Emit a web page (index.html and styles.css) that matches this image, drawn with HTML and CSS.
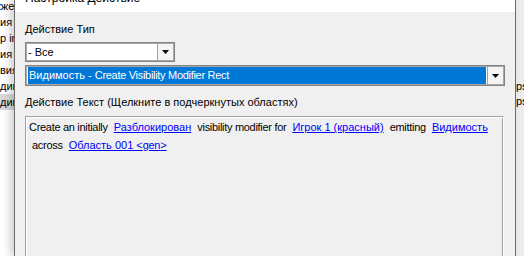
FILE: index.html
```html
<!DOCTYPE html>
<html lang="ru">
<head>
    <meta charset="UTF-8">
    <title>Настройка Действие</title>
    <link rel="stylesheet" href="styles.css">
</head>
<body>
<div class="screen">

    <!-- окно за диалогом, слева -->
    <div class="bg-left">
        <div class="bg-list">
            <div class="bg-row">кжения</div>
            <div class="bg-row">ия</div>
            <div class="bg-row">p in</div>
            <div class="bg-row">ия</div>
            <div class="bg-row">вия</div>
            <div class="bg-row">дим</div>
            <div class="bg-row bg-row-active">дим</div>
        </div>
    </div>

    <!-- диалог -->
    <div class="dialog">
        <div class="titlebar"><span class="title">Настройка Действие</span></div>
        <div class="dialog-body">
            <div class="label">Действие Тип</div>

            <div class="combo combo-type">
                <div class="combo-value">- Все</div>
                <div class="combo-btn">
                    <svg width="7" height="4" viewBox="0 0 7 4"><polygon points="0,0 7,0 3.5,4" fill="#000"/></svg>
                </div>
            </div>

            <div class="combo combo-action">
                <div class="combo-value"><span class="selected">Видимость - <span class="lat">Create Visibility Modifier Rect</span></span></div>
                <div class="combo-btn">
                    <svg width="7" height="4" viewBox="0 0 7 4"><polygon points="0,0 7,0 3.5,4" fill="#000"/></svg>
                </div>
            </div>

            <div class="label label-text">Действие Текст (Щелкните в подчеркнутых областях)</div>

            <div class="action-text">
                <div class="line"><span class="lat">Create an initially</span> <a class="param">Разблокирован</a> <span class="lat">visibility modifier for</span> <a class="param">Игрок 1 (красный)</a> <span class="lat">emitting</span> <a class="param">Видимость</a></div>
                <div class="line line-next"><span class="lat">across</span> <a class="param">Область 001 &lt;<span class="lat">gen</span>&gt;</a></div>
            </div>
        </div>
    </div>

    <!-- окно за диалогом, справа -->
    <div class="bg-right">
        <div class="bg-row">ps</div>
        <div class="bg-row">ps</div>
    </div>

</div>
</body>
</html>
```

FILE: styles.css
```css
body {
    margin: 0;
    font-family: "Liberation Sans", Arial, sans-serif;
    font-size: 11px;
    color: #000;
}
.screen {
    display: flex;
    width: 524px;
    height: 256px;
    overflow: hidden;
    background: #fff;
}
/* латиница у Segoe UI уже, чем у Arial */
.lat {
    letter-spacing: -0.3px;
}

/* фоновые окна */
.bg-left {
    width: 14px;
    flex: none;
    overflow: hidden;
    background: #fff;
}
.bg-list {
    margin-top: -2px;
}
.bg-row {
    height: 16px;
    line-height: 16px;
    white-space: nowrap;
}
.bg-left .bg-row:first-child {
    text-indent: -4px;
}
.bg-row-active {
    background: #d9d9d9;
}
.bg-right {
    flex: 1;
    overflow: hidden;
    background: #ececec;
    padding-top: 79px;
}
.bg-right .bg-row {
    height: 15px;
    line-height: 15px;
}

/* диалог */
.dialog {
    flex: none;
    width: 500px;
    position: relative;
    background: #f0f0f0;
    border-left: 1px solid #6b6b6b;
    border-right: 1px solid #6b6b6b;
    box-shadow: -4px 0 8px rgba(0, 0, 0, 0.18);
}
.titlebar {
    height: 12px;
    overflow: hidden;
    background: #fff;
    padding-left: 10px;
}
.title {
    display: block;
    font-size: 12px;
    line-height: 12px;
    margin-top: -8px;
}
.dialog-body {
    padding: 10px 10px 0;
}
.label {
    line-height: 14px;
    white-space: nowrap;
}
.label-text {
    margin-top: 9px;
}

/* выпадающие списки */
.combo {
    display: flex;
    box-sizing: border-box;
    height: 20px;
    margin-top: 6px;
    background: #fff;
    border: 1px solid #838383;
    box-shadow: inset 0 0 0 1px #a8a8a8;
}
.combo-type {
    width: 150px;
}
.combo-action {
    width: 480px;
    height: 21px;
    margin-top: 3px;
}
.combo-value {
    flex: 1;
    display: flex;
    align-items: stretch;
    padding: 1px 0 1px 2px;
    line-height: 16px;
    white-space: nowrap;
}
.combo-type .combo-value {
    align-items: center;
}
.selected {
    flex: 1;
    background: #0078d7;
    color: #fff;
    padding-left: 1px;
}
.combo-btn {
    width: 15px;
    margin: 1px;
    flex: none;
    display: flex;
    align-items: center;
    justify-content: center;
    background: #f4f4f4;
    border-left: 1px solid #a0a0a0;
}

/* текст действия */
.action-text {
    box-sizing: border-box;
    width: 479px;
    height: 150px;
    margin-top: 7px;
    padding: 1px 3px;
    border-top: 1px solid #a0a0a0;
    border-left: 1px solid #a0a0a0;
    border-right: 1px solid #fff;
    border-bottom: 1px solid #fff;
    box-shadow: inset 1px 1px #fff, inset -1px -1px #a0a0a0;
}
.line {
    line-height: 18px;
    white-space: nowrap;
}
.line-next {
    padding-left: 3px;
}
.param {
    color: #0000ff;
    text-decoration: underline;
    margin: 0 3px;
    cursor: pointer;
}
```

====

WHAT IS ASKED:
Copy each line exactly, and leave the pictures out of your copy.

SOLUTION TO THE PROBLEM:
Emit a web page (index.html and styles.css) that matches this image, drawn with HTML and CSS.
FILE: index.html
```html
<!DOCTYPE html>
<html lang="ru">
<head>
    <meta charset="UTF-8">
    <title>Настройка Действие</title>
    <link rel="stylesheet" href="styles.css">
</head>
<body>
<div class="screen">

    <!-- окно за диалогом, слева -->
    <div class="bg-left">
        <div class="bg-list">
            <div class="bg-row">кжения</div>
            <div class="bg-row">ия</div>
            <div class="bg-row">p in</div>
            <div class="bg-row">ия</div>
            <div class="bg-row">вия</div>
            <div class="bg-row">дим</div>
            <div class="bg-row bg-row-active">дим</div>
        </div>
    </div>

    <!-- диалог -->
    <div class="dialog">
        <div class="titlebar"><span class="title">Настройка Действие</span></div>
        <div class="dialog-body">
            <div class="label">Действие Тип</div>

            <div class="combo combo-type">
                <div class="combo-value">- Все</div>
                <div class="combo-btn">
                    <svg width="7" height="4" viewBox="0 0 7 4"><polygon points="0,0 7,0 3.5,4" fill="#000"/></svg>
                </div>
            </div>

            <div class="combo combo-action">
                <div class="combo-value"><span class="selected">Видимость - <span class="lat">Create Visibility Modifier Rect</span></span></div>
                <div class="combo-btn">
                    <svg width="7" height="4" viewBox="0 0 7 4"><polygon points="0,0 7,0 3.5,4" fill="#000"/></svg>
                </div>
            </div>

            <div class="label label-text">Действие Текст (Щелкните в подчеркнутых областях)</div>

            <div class="action-text">
                <div class="line"><span class="lat">Create an initially</span> <a class="param">Разблокирован</a> <span class="lat">visibility modifier for</span> <a class="param">Игрок 1 (красный)</a> <span class="lat">emitting</span> <a class="param">Видимость</a></div>
                <div class="line line-next"><span class="lat">across</span> <a class="param">Область 001 &lt;<span class="lat">gen</span>&gt;</a></div>
            </div>
        </div>
    </div>

    <!-- окно за диалогом, справа -->
    <div class="bg-right">
        <div class="bg-row">ps</div>
        <div class="bg-row">ps</div>
    </div>

</div>
</body>
</html>
```

FILE: styles.css
```css
body {
    margin: 0;
    font-family: "Liberation Sans", Arial, sans-serif;
    font-size: 11px;
    color: #000;
}
.screen {
    display: flex;
    width: 524px;
    height: 256px;
    overflow: hidden;
    background: #fff;
}
/* латиница у Segoe UI уже, чем у Arial */
.lat {
    letter-spacing: -0.3px;
}

/* фоновые окна */
.bg-left {
    width: 14px;
    flex: none;
    overflow: hidden;
    background: #fff;
}
.bg-list {
    margin-top: -2px;
}
.bg-row {
    height: 16px;
    line-height: 16px;
    white-space: nowrap;
}
.bg-left .bg-row:first-child {
    text-indent: -4px;
}
.bg-row-active {
    background: #d9d9d9;
}
.bg-right {
    flex: 1;
    overflow: hidden;
    background: #ececec;
    padding-top: 79px;
}
.bg-right .bg-row {
    height: 15px;
    line-height: 15px;
}

/* диалог */
.dialog {
    flex: none;
    width: 500px;
    position: relative;
    background: #f0f0f0;
    border-left: 1px solid #6b6b6b;
    border-right: 1px solid #6b6b6b;
    box-shadow: -4px 0 8px rgba(0, 0, 0, 0.18);
}
.titlebar {
    height: 12px;
    overflow: hidden;
    background: #fff;
    padding-left: 10px;
}
.title {
    display: block;
    font-size: 12px;
    line-height: 12px;
    margin-top: -8px;
}
.dialog-body {
    padding: 10px 10px 0;
}
.label {
    line-height: 14px;
    white-space: nowrap;
}
.label-text {
    margin-top: 9px;
}

/* выпадающие списки */
.combo {
    display: flex;
    box-sizing: border-box;
    height: 20px;
    margin-top: 6px;
    background: #fff;
    border: 1px solid #838383;
    box-shadow: inset 0 0 0 1px #a8a8a8;
}
.combo-type {
    width: 150px;
}
.combo-action {
    width: 480px;
    height: 21px;
    margin-top: 3px;
}
.combo-value {
    flex: 1;
    display: flex;
    align-items: stretch;
    padding: 1px 0 1px 2px;
    line-height: 16px;
    white-space: nowrap;
}
.combo-type .combo-value {
    align-items: center;
}
.selected {
    flex: 1;
    background: #0078d7;
    color: #fff;
    padding-left: 1px;
}
.combo-btn {
    width: 15px;
    margin: 1px;
    flex: none;
    display: flex;
    align-items: center;
    justify-content: center;
    background: #f4f4f4;
    border-left: 1px solid #a0a0a0;
}

/* текст действия */
.action-text {
    box-sizing: border-box;
    width: 479px;
    height: 150px;
    margin-top: 7px;
    padding: 1px 3px;
    border-top: 1px solid #a0a0a0;
    border-left: 1px solid #a0a0a0;
    border-right: 1px solid #fff;
    border-bottom: 1px solid #fff;
    box-shadow: inset 1px 1px #fff, inset -1px -1px #a0a0a0;
}
.line {
    line-height: 18px;
    white-space: nowrap;
}
.line-next {
    padding-left: 3px;
}
.param {
    color: #0000ff;
    text-decoration: underline;
    margin: 0 3px;
    cursor: pointer;
}
```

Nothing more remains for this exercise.